= The Ball (play) =

Play written by James Shirley

The Ball is a Caroline comedy by James Shirley, first performed in 1632 and first published in 1639.

The Ball was licensed for performance by Sir Henry Herbert, the Master of the Revels, on 16 November 1632. Herbert, however, was not happy with the play: in a note in his office book dated two days later, 18 November, he complained that the play showed "diverse personated so naturally, both of lords and others of the Court, that I took it ill, and would have forbidden the play" – but impresario Christopher Beeston promised Herbert that everything that Herbert disliked in the play would be fixed before the performance. The desired changes must have been made satisfactorily since the play was acted by Queen Henrietta's Men at the Cockpit Theatre.

The 1639 quarto publication of the play, printed by Thomas Cotes for the booksellers Andrew Crooke and William Cooke, confused subsequent generations of critics since the title page attributes the play to both Shirley and George Chapman. The play, a light comedy of manners, is entirely like the style of Shirley, and nothing like the style of Chapman. Most scholars now think that the dual attribution is simply a mistake, a point of confusion by the publishers: The Tragedy of Chabot, Admiral of France, a Chapman play that had been revised by Shirley, was printed in the same year by the same house.

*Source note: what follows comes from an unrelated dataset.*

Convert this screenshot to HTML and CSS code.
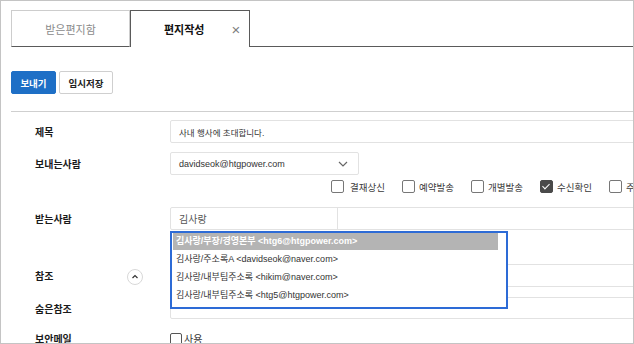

Traditional critics sometimes complained about the frothy amorality of The Ball – judging it to display a "coarseness...unflattering" to the social set depicted. Yet Herbert's adverse reaction to the accuracy of the play suggests that even the revised version may have a certain journalistic quality, showing what the Court of Charles I was actually like.

==Synopsis==
The Ball portrays people of fashionable society preparing for a Courtly ball. The main plot centers on the widowed Lady Lucina, a "scornful lady" who enjoys mocking her unwanted suitors. Three of them, Lamont, Travers, and Bostock, she successfully dismisses; a fourth, Colonel Winfield, she openly ridicules. Winfield, however, has won the good graces of Lady Lucina's maid; with inside information, he manipulates both the other suitors and the Lady herself. Lucina agrees to marry him if he swears that he has been virtuous. Winfield, a man of the world, refuses to take a false oath; in so doing, he paradoxically proves himself honest. He passes a further test as well, agreeing to meet Lady Lucina's six children from her first marriage – children who do not exist.

The subplot involves the rivalry of Honoria and Rosamund over the affections of Lord Rainbow. He, overhearing their conversation, tells them he loves them equally and leaves them to decide the issue between themselves. In his absence, Lamont and Travers, two of Lucina's rejected suitors, enter and court Honoria and Rosamund. Each woman tells her suitor that the other woman is in love with him; the two men fall for this trick, only to be told that it was a test, which they have failed. The uncomfortable situation is resolved by the arrival of the ladies' dancing master.

At the ball, the two women confront Lord Rainbow, telling him they cannot decide the issue between them, and ask him to choose between them by lot. He does – and finds that both lots are blank. Lord Rainbow accepts his chastisement gracefully and gives each woman a jewel.

The two plots are filled out with comic material, involving characters including Mr. Frisk the dancing master, and the clowns Freshwater and Gudgeon. Freshwater is a pretended traveller, who reveals through his clumsiness and ignorance that he has never left England.